Hello. I posted an image to GPT4 to get a transcript and it was perfect. I then passed the image to the OpenAI Vision API and it was a mess even when I used the same prompt. How would I go about making the api’s performance match the chat’s?
This is my code:
import cv2
import base64
import time
import openai
import os
import requests
def encode_image(image_path):
with open(image_path, "rb") as image_file:
return base64.b64encode(image_file.read()).decode('utf-8')
img = encode_image("1.jpg")
PROMPT_MESSAGES = [
{
"role": "user",
"content": [
"""These is a image of a page of a book. Get all the text from the image.""",
*map(lambda x: {"image": x, "resize": 768}, [img]),
],
},
]
params = {
"model": "gpt-4-vision-preview",
"messages": PROMPT_MESSAGES,
"max_tokens": 500,
}
result = openai.chat.completions.create(**params)

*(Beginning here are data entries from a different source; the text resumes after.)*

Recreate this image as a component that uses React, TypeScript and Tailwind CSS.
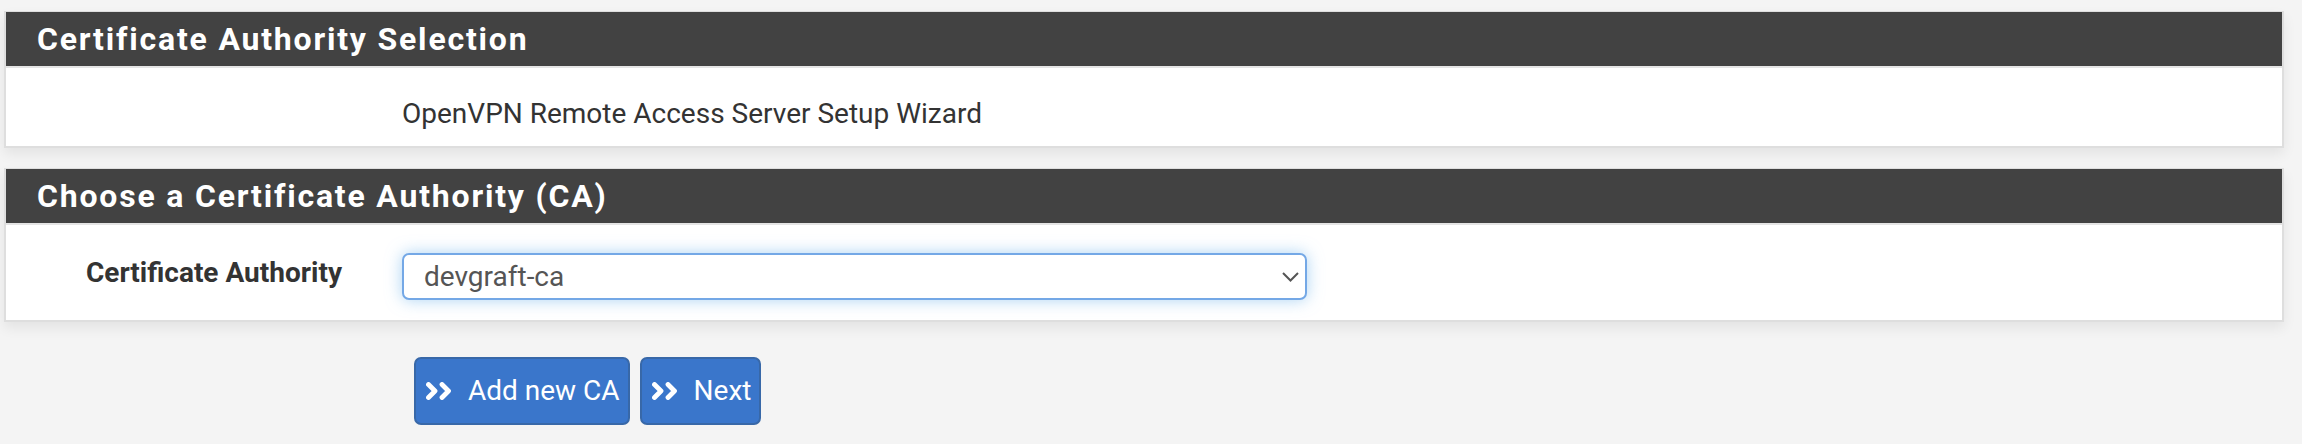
import React from "react";

function DoubleAngle() {
  return (
    <svg width="27" height="18" viewBox="0 0 27 18" fill="none" aria-hidden="true">
      <path d="M2.5 2.5 L9 9 L2.5 15.5" stroke="white" strokeWidth="4.8" strokeLinejoin="round" strokeLinecap="round" />
      <path d="M16 2.5 L22.5 9 L16 15.5" stroke="white" strokeWidth="4.8" strokeLinejoin="round" strokeLinecap="round" />
    </svg>
  );
}

function Panel({ title, children, className = "" }: { title: string; children: React.ReactNode; className?: string }) {
  return (
    <section className={`border-x-2 border-t border-b-2 border-[#dedede] bg-white shadow-[0_6px_12px_rgba(0,0,0,0.07)] ${className}`}>
      <div className="flex h-[56px] items-center border-b-2 border-[#e4e4e4] bg-[#424242] px-[31px]">
        <h2 className="text-[32px] font-bold tracking-[1.8px] text-white">{title}</h2>
      </div>
      {children}
    </section>
  );
}

export default function App() {
  return (
    <div className="min-h-[444px] bg-[#f4f4f4] pl-[4px] pr-[18px] pt-[11px] font-['Roboto',sans-serif] text-[28px] leading-[40px] text-[#333]">
      <Panel title="Certificate Authority Selection">
        <div className="flex pb-[12px] pt-[26px]">
          <div className="w-[396px] shrink-0" />
          <p>OpenVPN Remote Access Server Setup Wizard</p>
        </div>
      </Panel>

      <Panel title="Choose a Certificate Authority (CA)" className="mt-[20px]">
        <div className="flex items-start pb-[20px] pt-[28px]">
          <label className="w-[366px] shrink-0 pr-[30px] text-right font-bold" htmlFor="ca">
            Certificate Authority
          </label>
          <div className="relative ml-[30px] w-[905px]">
            <select
              id="ca"
              defaultValue="devgraft-ca"
              className="h-[47px] w-full appearance-none rounded-[7px] border-2 border-[#74a8e6] bg-white pl-[20px] text-[28px] text-[#555] shadow-[0_0_16px_rgba(102,175,233,0.55)] outline-none"
            >
              <option value="devgraft-ca">devgraft-ca</option>
            </select>
            <svg className="pointer-events-none absolute right-[8px] top-[19px]" width="17" height="10" viewBox="0 0 17 10" fill="none">
              <path d="M1 1 L8.5 8.5 L16 1" stroke="#555" strokeWidth="2" />
            </svg>
          </div>
        </div>
      </Panel>

      <div className="flex gap-[10px] pl-[410px] pt-[35px]">
        <button className="flex h-[68px] items-center gap-[15px] rounded-[7px] border-2 border-[#3868a8] bg-[#3a76cb] pl-[10px] pr-[8px] text-[28px] text-white">
          <DoubleAngle />
          Add new CA
        </button>
        <button className="flex h-[68px] items-center gap-[15px] rounded-[7px] border-2 border-[#3868a8] bg-[#3a76cb] pl-[10px] pr-[8px] text-[28px] text-white">
          <DoubleAngle />
          Next
        </button>
      </div>
    </div>
  );
}
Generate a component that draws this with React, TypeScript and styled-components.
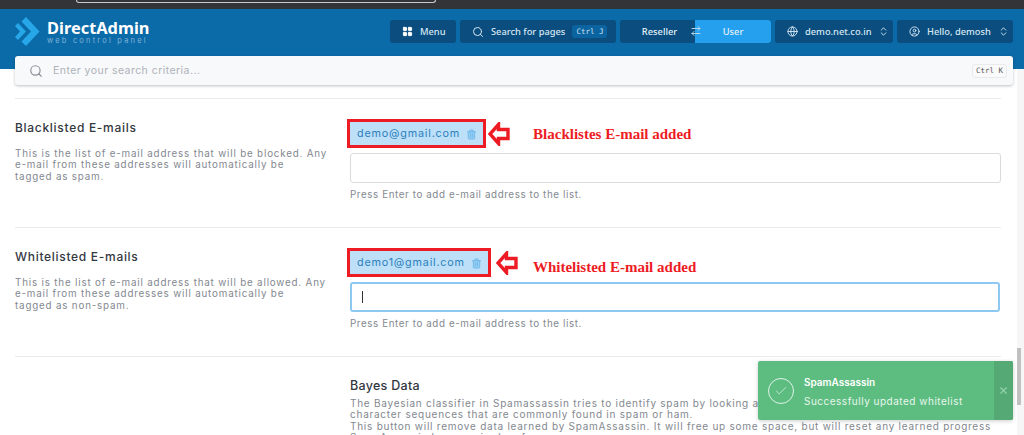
import React from "react";
import styled, { createGlobalStyle } from "styled-components";
import { LayoutGrid, Search, ArrowRightLeft, Globe, CircleUser, ChevronsUpDown, Trash2, Check, X } from "lucide-react";

const Global = createGlobalStyle`
  html, body { margin: 0; padding: 0; background: #fff; }
  body { font-family: "Inter", "Liberation Sans", sans-serif; overflow: hidden; }
`;
const Page = styled.div`position: relative; width: 1024px; height: 435px; overflow: hidden; background: #fff;`;
const BrowserStrip = styled.div`height: 9px; background: #323437; padding-left: 76px; box-sizing: border-box;`;
const UrlBar = styled.div`width: 360px; height: 3px; box-sizing: border-box; border: 1px solid #c9cacc; border-top: 0; border-radius: 0 0 4px 4px;`;
const Header = styled.header`height: 60px; box-sizing: border-box; background: #0b6aa8; display: flex; justify-content: space-between; padding: 11px 11px 0 15px;`;
const Brand = styled.div`display: flex; gap: 6px; margin-top: -3px; height: 28px; color: #fff;`;
const BrandText = styled.div`display: flex; flex-direction: column;`;
const BrandName = styled.div`font: 700 16.4px/17px "Noto Sans", sans-serif; margin-top: 2px;`;
const BrandSub = styled.div`font: 400 7.5px/9px "Inter", sans-serif; letter-spacing: 2.2px; color: #7fb4d8; white-space: nowrap;`;
const Nav = styled.nav`display: flex; gap: 4px; height: 23px; font: 500 9.3px/23px "Noto Sans", sans-serif; color: #d8e8f4;`;
const NavButton = styled.div<{ $w: number }>`width: ${p => p.$w}px; box-sizing: border-box; display: flex; align-items: center; gap: 7px; padding: 0 9px 0 12px; background: #0a4d7e; border-radius: 3px; white-space: nowrap; svg { flex: none; }`;
const NavLabel = styled.span`flex: 1;`;
const NavKey = styled.span`font: 400 7.5px/13px "DejaVu Sans Mono", monospace; background: #0b64a0; border-radius: 3px; padding: 0 4px; color: #cfe3f1; margin-right: 2px;`;
const Switcher = styled.div`width: 151px; display: flex; position: relative; background: #0a4d7e; border-radius: 3px;`;
const SwitchSide = styled.div<{ $on?: boolean }>`flex: ${p => (p.$on ? "0 0 76px" : "1")}; text-align: center; background: ${p => (p.$on ? "#25a0ee" : "transparent")}; color: #e4f1fa; border-radius: ${p => (p.$on ? "0 3px 3px 0" : "3px 0 0 3px")}; padding-left: ${p => (p.$on ? "0" : "4px")};`;
const SwitchIcon = styled.span`position: absolute; left: 70px; top: 5px; color: #b4d5ea; display: flex;`;
const SearchWrap = styled.div`position: relative; margin: -13px 11px 0 15px; height: 29px; box-sizing: border-box; background: #f8f9fb; border-radius: 3px; box-shadow: 0 1px 3px rgba(0,0,0,.25); display: flex; align-items: center; padding: 0 6px 0 14px; gap: 10px; color: #8a8f96;`;
const SearchText = styled.span`flex: 1; font-size: 10.5px; color: #aeb2b8; letter-spacing: .45px;`;
const KeyHint = styled.span`font: 400 7.5px/12px "DejaVu Sans Mono", monospace; border: 1px solid #e8eaed; border-radius: 3px; padding: 0 3px; color: #555; background: #fafafa;`;
const Content = styled.main`margin: 13px 23px 0 15px;`;
const Section = styled.section`height: 129px; box-sizing: border-box; border-top: 1px solid #e9ebee; display: grid; grid-template-columns: 335px 1fr; padding-top: 20px;`;
const Left = styled.div`padding-top: 1px;`;
const Title = styled.h3`margin: 0; font: 500 12px/15px "Inter", sans-serif; color: #33383f; letter-spacing: .7px;`;
const Desc = styled.p`margin: 13px 0 0; font: 400 9.8px/11.3px "Inter", sans-serif; color: #83888f; letter-spacing: .82px; white-space: nowrap;`;
const TagRow = styled.div`display: flex; align-items: center; height: 29px;`;
const TagFrame = styled.div`border: 3px solid #ed1c24; margin-left: -3px; background: #bde0f8; height: 29px; box-sizing: border-box; display: flex; align-items: center; gap: 6px; padding: 1px 6px 0 7px; color: #2a7fbc; font: 400 10.8px/1 "Inter", sans-serif; letter-spacing: .8px;`;
const TagBin = styled.span`color: #6db9ec; display: flex;`;
const Arrow = styled.svg<{ $gap: number }>`margin-left: ${p => p.$gap}px; flex: none;`;
const Note = styled.span<{ $gap: number; $drop: number }>`margin-left: ${p => p.$gap}px; margin-top: ${p => p.$drop}px; font: 700 15px/1 "Liberation Serif", serif; color: #ed1c24;`;
const Field = styled.div<{ $focus?: boolean }>`margin-top: 5px; height: 30px; width: ${p => (p.$focus ? "650px" : "651px")}; box-sizing: border-box; border-radius: 3px; background: #fff; display: flex; align-items: center; padding-left: 10px; border: ${p => (p.$focus ? "2px solid #8cc8f2" : "1px solid #d9dbdf")};`;
const Caret = styled.span`width: 1px; height: 12px; background: #333;`;
const Hint = styled.div`margin-top: 6px; font: 400 9.8px/12px "Inter", sans-serif; color: #83888f; letter-spacing: .6px;`;
const BayesTitle = styled(Title)`font-size: 12.5px; letter-spacing: .3px; margin-top: 1px;`;
const BayesText = styled.p`margin: 5px 0 0; font: 400 10px/11.4px "Inter", sans-serif; color: #83888f; letter-spacing: .75px; white-space: nowrap;`;
const Toast = styled.div`position: absolute; left: 758px; top: 361px; width: 255px; height: 59px; background: #5dbd80; border-radius: 2px; display: flex; color: #fff; box-shadow: 0 1px 4px rgba(0,0,0,.2);`;
const ToastIcon = styled.div`width: 45px; display: flex; align-items: center; justify-content: center; padding-right: 1px; color: #dff3e6;`;
const ToastIconRing = styled.div`width: 24px; height: 24px; border: 1px solid #dff3e6; border-radius: 50%; display: flex; align-items: center; justify-content: center;`;
const ToastBody = styled.div`flex: 1; padding-top: 14px;`;
const ToastTitle = styled.div`font: 600 10px/14px "Inter", sans-serif;`;
const ToastText = styled.div`font: 400 10px/14px "Inter", sans-serif; margin-top: 5px; color: #e8f6ed; letter-spacing: .5px;`;
const ToastClose = styled.div`width: 19px; background: #55a975; display: flex; align-items: center; justify-content: center; color: #94d2ab; border-radius: 0 2px 2px 0;`;
const Scrollbar = styled.div`position: absolute; right: 0; top: 69px; bottom: 0; width: 7px; background: #f6f6f6;`;
const Thumb = styled.div`position: absolute; left: 0; top: 279px; width: 4px; height: 57px; background: #c0c0c0;`;

const Logo = () => (
  <svg width="26" height="29" viewBox="0 0 26 29" style={{ flex: "none" }}>
    <path d="M11 0 L24.5 14.5 L11 29 L6.5 24.5 L16 14.5 L6.5 4.5Z" fill="#27a6e8" />
    <path d="M3 6 L11 14.5 L3 23 L0 20 L5 14.5 L0 9Z" fill="#27a6e8" />
  </svg>
);

const ArrowIcon = ({ gap }: { gap: number }) => (
  <Arrow $gap={gap} width="22" height="24" viewBox="0 0 22 24">
    <path d="M10.5 2.5 L2 12 L10.5 21.5 L10.5 16.5 L20 16.5 L20 7.5 L10.5 7.5Z" fill="#fff" stroke="#ed1c24" strokeWidth="3.4" />
  </Arrow>
);

type EmailProps = { title: string; lines: string[]; email: string; note: string; focus?: boolean; arrowGap: number; noteGap: number; noteDrop: number };

const EmailSection = ({ title, lines, email, note, focus, arrowGap, noteGap, noteDrop }: EmailProps) => (
  <Section>
    <Left>
      <Title>{title}</Title>
      <Desc>
        {lines.map(line => (
          <React.Fragment key={line}>{line}<br /></React.Fragment>
        ))}
      </Desc>
    </Left>
    <div>
      <TagRow>
        <TagFrame>
          {email}
          <TagBin><Trash2 size={11} strokeWidth={2} fill="currentColor" fillOpacity={0.5} /></TagBin>
        </TagFrame>
        <ArrowIcon gap={arrowGap} />
        <Note $gap={noteGap} $drop={noteDrop}>{note}</Note>
      </TagRow>
      <Field $focus={focus}>{focus && <Caret />}</Field>
      <Hint>Press Enter to add e-mail address to the list.</Hint>
    </div>
  </Section>
);

export default function App() {
  return (
    <Page>
      <Global />
      <BrowserStrip><UrlBar /></BrowserStrip>
      <Header>
        <Brand>
          <Logo />
          <BrandText>
            <BrandName>DirectAdmin</BrandName>
            <BrandSub>web control panel</BrandSub>
          </BrandText>
        </Brand>
        <Nav>
          <NavButton $w={66}><LayoutGrid size={11} fill="#fff" color="#fff" /><NavLabel>Menu</NavLabel></NavButton>
          <NavButton $w={156}><Search size={12} /><NavLabel>Search for pages</NavLabel><NavKey>Ctrl J</NavKey></NavButton>
          <Switcher>
            <SwitchSide>Reseller</SwitchSide>
            <SwitchSide $on>User</SwitchSide>
            <SwitchIcon><ArrowRightLeft size={12} /></SwitchIcon>
          </Switcher>
          <NavButton $w={118}><Globe size={11} /><NavLabel>demo.net.co.in</NavLabel><ChevronsUpDown size={11} /></NavButton>
          <NavButton $w={116}><CircleUser size={11} /><NavLabel>Hello, demosh</NavLabel><ChevronsUpDown size={11} /></NavButton>
        </Nav>
      </Header>
      <SearchWrap>
        <Search size={14} />
        <SearchText>Enter your search criteria...</SearchText>
        <KeyHint>Ctrl K</KeyHint>
      </SearchWrap>
      <Content>
        <EmailSection
          title="Blacklisted E-mails"
          lines={[
            "This is the list of e-mail address that will be blocked. Any",
            "e-mail from these addresses will automatically be",
            "tagged as spam.",
          ]}
          email="demo@gmail.com"
          note="Blacklistes E-mail added"
          arrowGap={2}
          noteGap={23}
          noteDrop={2}
        />
        <EmailSection
          title="Whitelisted E-mails"
          lines={[
            "This is the list of e-mail address that will be allowed. Any",
            "e-mail from these addresses will automatically be",
            "tagged as non-spam.",
          ]}
          email="demo1@gmail.com"
          note="Whitelisted E-mail added"
          arrowGap={5}
          noteGap={15}
          noteDrop={10}
          focus
        />
        <Section>
          <div />
          <div>
            <BayesTitle>Bayes Data</BayesTitle>
            <BayesText>
              The Bayesian classifier in Spamassassin tries to identify spam by looking at words or<br />
              character sequences that are commonly found in spam or ham.<br />
              This button will remove data learned by SpamAssassin. It will free up some space, but will reset any learned progress<br />
              SpamAssassin has acquired so far.
            </BayesText>
          </div>
        </Section>
      </Content>
      <Toast>
        <ToastIcon><ToastIconRing><Check size={14} strokeWidth={1.25} /></ToastIconRing></ToastIcon>
        <ToastBody>
          <ToastTitle>SpamAssassin</ToastTitle>
          <ToastText>Successfully updated whitelist</ToastText>
        </ToastBody>
        <ToastClose><X size={11} strokeWidth={2.5} /></ToastClose>
      </Toast>
      <Scrollbar><Thumb /></Scrollbar>
    </Page>
  );
}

print(result.choices[0].message.content)
We don’t know how the backend preprocessing of ChatGPT works for image computer vision.
However we do know for API: the image is split into tiles if over 512 pixels in any dimension, and then a read of the main tile plus processing of the subtiles is performed.
Example, where I show a high-quality PDF-to-image rendering using Adobe tools, at the maximum size the API will allow (only 768px wide), and then demonstrate API tile size in red (although they may be evenly divided).
Thanks for the detailed reply. I hear what you’re saying about GPT-4-vision being overkill, but it works so well compared to other services I tried which includes:
unstructured[dot]io
sensible[dot]so
gcp document ai
nanonets
airparser
docparser
If you have any recommendations for excellent OCR services without a lot of pre-processing of images I’d appreciate it.
Based on this, I understand it’s possible for the files ingested by GPT4 to contain images?
I have a knowledge base pdf containing a lot of screenshots I’d need to use.